Reporting changes under the new Annex IV template do not apply until April 2027. But the governance and delegation requirements are live now.

For EU-domiciled litigation funders — or UK managers with EU-licensed entities — AIFMD II creates an immediate compliance layer.

Why the UK Is Not Following

The UK government and FCA have been explicit. Neither proposes to track the EU AIFMD II amendments. For the first time since AIFMD was introduced, the UK and EU are taking substantially divergent approaches to regulating alternative investment fund managers.

The direction in the UK is the opposite of Brussels. HM Treasury and the FCA are consulting on simplification — a more graduated, proportionate framework that reduces the regulatory burden on fund managers rather than adding to it.

This is not a delay. It is a deliberate policy choice rooted in post-Brexit autonomy and economic competitiveness.

The FCA's Separate Direction

The FCA's emerging UK AIFM framework has two distinguishing features. It is being designed to be proportionate to fund size and risk profile, rather than applying uniform rules regardless of scale. And it is being consulted on openly, meaning UK managers have a real opportunity to shape the outcome.

For UK litigation funders, this means the near-term regulatory question is not how to implement AIFMD II. It is how to engage with the FCA consultation and understand what a graduated UK framework means operationally.

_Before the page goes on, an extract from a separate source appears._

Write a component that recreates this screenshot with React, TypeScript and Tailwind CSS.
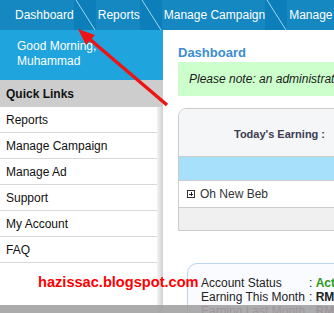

The FCA has not yet finalised the new regime. The consultation is ongoing. Funders should be tracking it.

The Cross-Jurisdiction Complication

The divergence creates one specific problem for managers operating across both markets. Many investment management groups have licensed entities in both UK and EU jurisdictions.

Where there is delegation from an EU AIFM to a UK portfolio manager — or vice versa — the firm now faces two substantively different regulatory frameworks. That increases compliance cost and operational complexity.

For litigation funders considering European expansion or managing EU investor relationships, the structural question is whether to maintain separate governance tracks for each jurisdiction or build an infrastructure layer that can accommodate both without redundancy.

What This Means for UK Funder Operations

The practical implication for UK litigation funders is not immediate regulatory pressure. It is strategic clarity.

AIFMD II is not coming to the UK. The FCA is building something different, and the details are not yet final. That window — between EU implementation and UK framework finalisation — is the period to establish operational practices that will satisfy both investor expectations and whatever the FCA produces.

Both regimes, however different in design, are asking the same question: can you demonstrate that your fund is managed with appropriate oversight, reporting discipline, and evidence of decision-making?

For litigation funders, that means structured mandate compliance monitoring, diligence-ready reporting, and audit trails that hold up to scrutiny from investors, secondary buyers, and regulators in any jurisdiction.

That is what Lexivoa Mandate is built to support — portfolio oversight infrastructure that produces the evidence layer regulators and investors ask for, regardless of which framework applies.

The Question for UK Funders Now

The EU has acted. The UK is building something different. The question for UK litigation funders is not which framework to follow.

It is whether the operational infrastructure you are building today will be sufficient when the FCA framework arrives — and whether your investors, auditors, and secondary market counterparties are already asking for the evidence it will require.